WHOEVER was the chief deity of the Armenians when they conquered Urartu, in later times that important position was occupied by Aramazd. Aramazd is an Armenian corruption of the Auramazda of the old Persian inscriptions. His once widely spread cult is one of our strongest proofs that at least a crude and imperfect form of Zoroastrianism existed in Armenia, Yet this Armenian deity is by no means an exact duplicate of his Persian namesake. He possesses some attributes that remind us of an older sky-god.

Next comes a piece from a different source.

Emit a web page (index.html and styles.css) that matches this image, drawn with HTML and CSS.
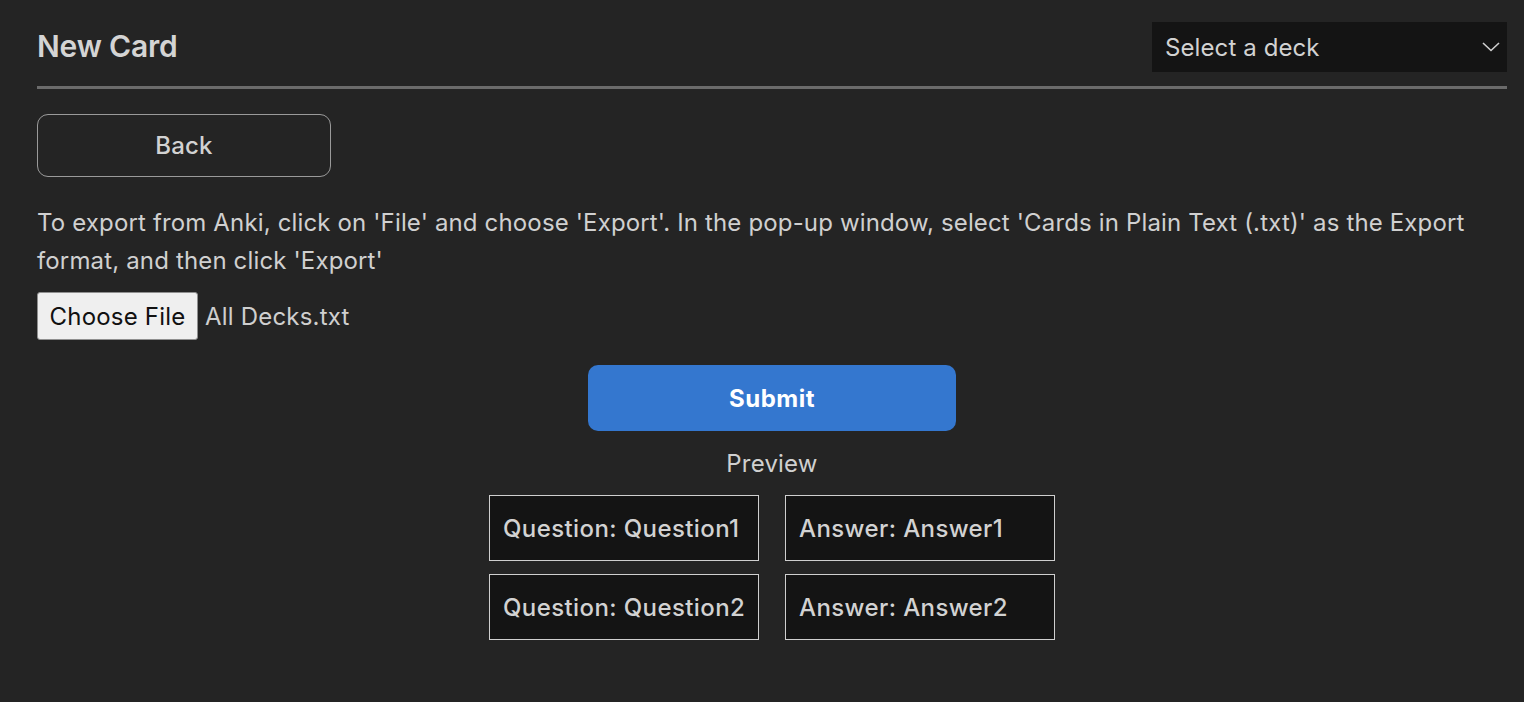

Unlike the Ahura-Mazda of Zoroaster, hc was supreme, without being exclusive. There were other gods beside him, come from everywhere and anywhere, of whom he was the father.[1] Anahit, Nane and Mihr were regarded as his children in a peculiar sense.[2] Although some fathers of the Greek Church in the fourth century were willing to consider Armenian paganism as a remarkable approach to Christian monotheism, it must be confessed that this was rather glory reflected from Zoroastrianism, and that the supremacy of Aramazd seems never to have risen in Armenia to a monotheism that could degrade other gods and goddesses into mere angels (Ameshas and Yazatas). Aramazd is represented as the creator of heaven and earth by Agathangelos in the same manner as by Xerxes who says in one of his inscriptions: “Auramazda is a great god, greater than all gods, who has created this heaven and this earth.” The Armenian Aramazd was called “great”[3] and he must have been supreme in wisdom (Arm.